Friday night, I think I'll stay in, boring as that sounds.  But it is awfully easy--I should know--to waste time, and tonight seems cut out for that most important kind of work, to reduce the size and influence of one's own ego, doing what one can to eliminate illusions, and freed, able to think clearly.

It seems a stretch at first, but reading Peter Matthiessen helps, and now, after the suffering of life, time to get closer to truth.  The voice of last night, 'go out, you don't know what you are missing,' now is simply ego, an irrational need to protect the self against…  what?  "being alone for the rest of my life?" I roast a chicken after some good reading, and for the first time in ages I feel clean, not in any need of any wine, that ego part of my job, that I must constantly be enjoying wine and the good life of dining and cool night life, which isn't what it's about, for that too is about ego defending itself, what do I do in Washington, DC, professionally, yes of course…

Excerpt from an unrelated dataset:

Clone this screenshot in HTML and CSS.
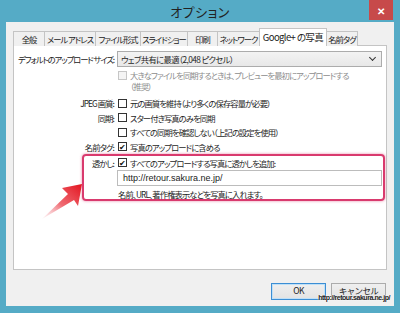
FILE: index.html
```html
<!DOCTYPE html>
<html>
<head>
   <meta charset="UTF-8">
   <title>オプション</title>
   <link rel="stylesheet" href="styles.css">
</head>
<body>
   <div class="window">
      <div class="titlebar">
         <span class="title">オプション</span>
         <div class="close">&#x2715;</div>
      </div>
      <div class="client">
         <div class="tabs">
            <div class="tab t-general">全般</div>
            <div class="tab t-mail">メール アドレス</div>
            <div class="tab t-format">ファイル形式</div>
            <div class="tab t-slide">スライドショー</div>
            <div class="tab t-print">印刷</div>
            <div class="tab t-net">ネットワーク</div>
            <div class="tab t-google selected">Google+ の写真</div>
            <div class="tab t-tags">名前タグ</div>
         </div>
         <div class="panel">
            <div class="row select-row">
               <label class="label">デフォルトのアップロード&nbsp;サイズ:</label>
               <div class="select">
                  <span>ウェブ共有に最適（2,048 ピクセル）</span>
                  <span class="chevron"></span>
               </div>
            </div>
            <div class="row wrap-row">
               <span class="label"></span>
               <div class="check disabled"><span class="box"></span><span class="text">大きなファイルを同期するときは、プレビューを最初にアップロードする<br>（推奨）</span></div>
            </div>
            <div class="row">
               <label class="label">JPEG 画質:</label>
               <div class="check"><span class="box"></span><span class="text">元の画質を維持（より多くの保存容量が必要）</span></div>
            </div>
            <div class="row">
               <label class="label">同期:</label>
               <div class="check"><span class="box"></span><span class="text">スター付き写真のみを同期</span></div>
            </div>
            <div class="row">
               <span class="label"></span>
               <div class="check"><span class="box"></span><span class="text">すべての同期を確認しない（上記の設定を使用）</span></div>
            </div>
            <div class="row">
               <label class="label">名前タグ:</label>
               <div class="check"><span class="box checked">&#x2714;</span><span class="text">写真のアップロードに含める</span></div>
            </div>
            <div class="highlight">
               <div class="row">
                  <label class="label">透かし:</label>
                  <div class="check"><span class="box checked">&#x2714;</span><span class="text">すべてのアップロードする写真に透かしを追加:</span></div>
               </div>
               <div class="row input-row">
                  <span class="label"></span>
                  <div class="textbox">http://retour.sakura.ne.jp/</div>
               </div>
               <div class="row">
                  <span class="label"></span>
                  <div class="hint">名前、URL、著作権表示などを写真に入れます。</div>
               </div>
            </div>
         </div>
         <div class="buttons">
            <button class="btn default">OK</button>
            <button class="btn">キャンセル</button>
         </div>
      </div>
      <svg class="arrow" width="60" height="50" viewBox="0 0 60 50">
         <defs>
            <linearGradient id="arrowGrad" x1="0" y1="1" x2="1" y2="0">
               <stop offset="0" stop-color="#f7c6cc" stop-opacity="0.2"/>
               <stop offset="0.45" stop-color="#ef6a72"/>
               <stop offset="1" stop-color="#e3141f"/>
            </linearGradient>
         </defs>
         <polygon points="52,9 32,13 38,19 12,44 44,25 48,31" fill="url(#arrowGrad)"/>
      </svg>
      <div class="stamp">http://retour.sakura.ne.jp/</div>
   </div>
</body>
</html>
```

FILE: styles.css
```css
body {
   margin: 0;
   background-color: #55abc6;
   font-family: "Noto Sans CJK JP", "Noto Sans", sans-serif;
   font-feature-settings: "palt";
   color: #1e1e1e;
}
.window {
   position: relative;
   width: 400px;
   height: 313px;
   background-color: #55abc6;
   overflow: hidden;
}
.titlebar {
   height: 22px;
   display: flex;
   align-items: center;
   justify-content: center;
   position: relative;
}
.title {
   font-size: 13px;
   color: #222;
   letter-spacing: 0.5px;
}
.close {
   position: absolute;
   right: 7px;
   top: 0;
   width: 24px;
   height: 20px;
   background-color: #c74a4a;
   color: #fff;
   font-size: 10px;
   font-weight: bold;
   display: flex;
   align-items: center;
   justify-content: center;
}
.client {
   margin: 0 6px 0 6px;
   height: 284px;
   background-color: #f0f0f0;
   padding: 7px 7px 0 7px;
   box-sizing: border-box;
   display: flex;
   flex-direction: column;
   letter-spacing: -0.9px;
}
.tabs {
   display: flex;
   align-items: flex-end;
   height: 17px;
   margin-bottom: -1px;
   position: relative;
   z-index: 1;
}
.tab {
   height: 14px;
   box-sizing: content-box;
   font-size: 8.3px;
   line-height: 14px;
   letter-spacing: -1px;
   margin-right: -1px;
   border: 1px solid #c4c4c4;
   border-bottom: none;
   background-color: #f0f0f0;
   color: #222;
   white-space: nowrap;
   text-align: center;
}
.t-general { width: 30px; }
.t-mail { width: 50px; }
.t-format { width: 44px; }
.t-slide { width: 46px; }
.t-print { width: 29px; }
.t-net { width: 41px; }
.t-google { width: 66px; }
.t-tags { width: 30px; }
.tab.selected {
   height: 17px;
   line-height: 16px;
   background-color: #fff;
   font-size: 9.5px;
   letter-spacing: -0.6px;
}
.panel {
   width: 374px;
   height: 225px;
   box-sizing: border-box;
   background-color: #fff;
   border: 1px solid #c4c4c4;
   padding-top: 5px;
}
.row {
   display: grid;
   grid-template-columns: 100px 1fr;
   column-gap: 4px;
   align-items: center;
   font-size: 8.3px;
   height: 14.5px;
}
.label {
   text-align: right;
   white-space: nowrap;
   color: #222;
}
.select-row {
   height: 16px;
   margin-bottom: 3px;
   grid-template-columns: 100px 265px;
   column-gap: 3px;
}
.select-row .label {
   letter-spacing: -1.1px;
}
.select {
   height: 16px;
   box-sizing: border-box;
   border: 1px solid #acacac;
   background: linear-gradient(#f3f3f3, #e8e8e8);
   display: flex;
   align-items: center;
   justify-content: space-between;
   padding: 0 6px 0 3px;
   font-size: 8.3px;
   letter-spacing: -0.6px;
}
.chevron {
   width: 4px;
   height: 4px;
   border-right: 1px solid #333;
   border-bottom: 1px solid #333;
   transform: rotate(45deg);
   margin-top: -3px;
}
.wrap-row {
   height: 24px;
   align-items: start;
   margin-bottom: 2px;
}
.check {
   display: flex;
   align-items: center;
   white-space: nowrap;
}
.wrap-row .check {
   align-items: flex-start;
}
.box {
   width: 9px;
   height: 9px;
   box-sizing: border-box;
   border: 1px solid #333;
   background-color: #fff;
   margin-right: 3px;
   flex-shrink: 0;
   font-size: 8px;
   line-height: 8px;
   letter-spacing: 0;
   text-align: center;
   color: #111;
}
.disabled .box {
   border-color: #c6c6c6;
   background-color: #f4f4f4;
   margin-top: 1px;
}
.disabled .text {
   color: #8d8d8d;
   line-height: 10.5px;
}
.highlight {
   margin: 0 1px 0 68px;
   height: 47px;
   box-sizing: border-box;
   border: 2px solid #d93a6e;
   border-radius: 4px;
   box-shadow: 0 0 3px rgba(217, 58, 110, 0.6);
}
.highlight .row {
   grid-template-columns: 30px 1fr;
   column-gap: 4px;
   height: 13px;
}
.highlight .input-row {
   height: 18px;
   grid-template-columns: 30px 265px;
   column-gap: 3px;
}
.textbox {
   height: 16px;
   box-sizing: border-box;
   border: 1px solid #bcbcbc;
   font-size: 9px;
   line-height: 14px;
   padding: 0 5px;
   color: #222;
   letter-spacing: 0;
   font-family: "Liberation Sans", sans-serif;
}
.hint {
   color: #222;
   white-space: nowrap;
}
.buttons {
   display: flex;
   justify-content: flex-end;
   gap: 5px;
   margin-top: 13px;
   padding-right: 1px;
}
.btn {
   width: 55px;
   height: 17px;
   font-family: "Noto Sans CJK JP", sans-serif;
   font-size: 8.5px;
   letter-spacing: -0.6px;
   padding: 0 0 3px 0;
   border: 1px solid #acacac;
   background: linear-gradient(#efefef, #e3e3e3);
   color: #222;
}
.btn.default {
   border-color: #3c8ed4;
   box-shadow: inset 0 0 0 1px #bfe0f7;
}
.arrow {
   position: absolute;
   left: 30px;
   top: 175px;
}
.stamp {
   position: absolute;
   right: 10px;
   top: 294px;
   font-family: "Liberation Sans", sans-serif;
   font-size: 7px;
   font-weight: bold;
   color: #222;
   text-shadow: 0 0 1px #fff, 0 0 2px #fff;
   letter-spacing: -0.45px;
}
```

Still, after a roast chicken spiced with turmeric, Maldon salt, paprika, oregano, first a squeeze of lemon and then olive oil, with a iron pan gravy with onion, carrot and bay leaf, and rice from the rice cooker, after a nap, I have a glass of wine, and one sip demands more.  It isn't easy, to live in a city and keep the wish, as it is truly in all of us, and the great conclusion for a thinking person, to seek enlightenment, to understand that one's whole life has been a murmuring, the suggestion of that need to seek that enlightenment, as Sakyamuni Buddha worked very hard for, then finally, confidently, sat under a ficus religiosa, and really did it.  I could wish I had not punted this night, and poured a sip from the open bottle of very decent Clos de Mont-Olivet, Font de Blanche, Cotes du Rhone in the fridge for myself and then relaxed too much, lazing in the confines of home's space on a night off.

This is Washington, DC, and one feels odd thinking suddenly that it's about enlightenment and its poetry more than it is about that culture we seemingly must adhere to, that of a McNamara or a Rumsfeld, 'we must do something.'  The old illusion, the greatest waste of intellectual power, a dark ages in its brightness.